Do jeito que a Argentina está (veja o quadro com números), Fernández e Cristina sabem que precisam engolir sapos. A economia do país caminha para o terceiro ano de recessão, 15 milhões de cidadãos não têm o que comer e 10% dos trabalhadores estão desempregados. Como se não bastasse, a desvalorização do peso bateu em 600% nos últimos quatro anos e a taxa de inflação supera os 57%. O maior desafio do governo será evitar a vergonha da terceira moratória deste século que mal começou — houve uma em 2001 e outra em 2014, esta cavada por Cristina. Não há dinheiro em caixa para pagar a dívida pública de 337,3 bilhões de dólares, dos quais 57,9 bilhões são devidos ao Fundo Monetário Internacional (FMI), com quem os peronistas já iniciaram conversas informais. A maior urgência pesa sobre 5,4 bilhões de dólares que vencem neste mês. “É simples assim: para podermos pagar, temos de crescer”, ditou Fernández, fazendo a banca tremer. A reestruturação da dívida e o estímulo ao crescimento ficarão a cargo do ministro da Economia, o heterodoxo Martín Guzmán, discípulo do Nobel de Economia de 2001, Joseph Stiglitz. Ele morava nos Estados Unidos e não tem nenhuma experiência política. “Não se fala e não se quer a moratória. O esforço é para evitá-la. Mas há dúvidas sobre como conseguir isso”, diz o consultor econômico Orlando Ferreres.

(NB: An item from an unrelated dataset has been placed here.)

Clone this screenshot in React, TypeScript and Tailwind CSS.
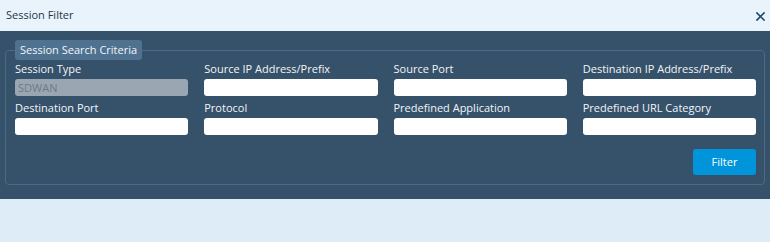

Na posse, a ex-presidente emergiu vestida de poncho branco sobre macacão branco e ares de Joana D’Arc em batalha. Na hora de cumprimentar Macri, estendeu a mão, mas virou solenemente o rosto, como quem diz: “Bem feito”. A grande dúvida, dentro e fora do país, é: ela vai acatar as decisões de Fernández ou ele é quem terá de acatar as dela? A temperamental Cristina, ré em seis processos por corrupção (agora em suspenso por sua imunidade parlamentar), vai acumular a presidência do Senado, uma atribuição do vice, e mostrou serviço ao negociar com as diferentes facções peronistas uma coalizão para sustentar o governo. Seu herdeiro, o deputado Máximo Kirchner, foi encarregado de conduzir o aliado Sergio Massa à presidência da Câmara. “O trabalho principal de Fernández será manter o equilíbrio com Cristina Kirchner, responsável pela maioria dos seus votos. Ela controla o Congresso e tem forte apoio na Província de Buenos Aires”, resume Rosendo Fraga, do Centro de Estudos Nova Maioria.
O balcão do qual o general Mourão assistiu à festa tinha apenas quatro presidentes presentes: o de Cuba, Miguel Díaz-Canel, o do Paraguai, Mario Abdo Benítez, o do Chile, Sebastián Piñera, e o do Uruguai, Tabaré Vázquez, que viajou acompanhado do sucessor eleito, Lacalle Pou. Depois da cerimônia, Mourão teve chance de posar com Fernández e com o novo chanceler, Felipe Solá, em demonstração de ânimos apaziguados — ao menos por enquanto.
Pelo cordão umbilical do Mercosul e por força de tratados bilaterais, sobretudo no setor automotivo, Brasil e Argentina têm as economias entrelaçadas. O mercado argentino é o maior comprador de manufaturas brasileiras, mas as exportações caíram 36,6% entre janeiro e novembro, em comparação com o mesmo período de 2018. Com a indústria dos dois lados em marcha lenta, é melhor trocar a ideologia pelo pragmatismo do business is business.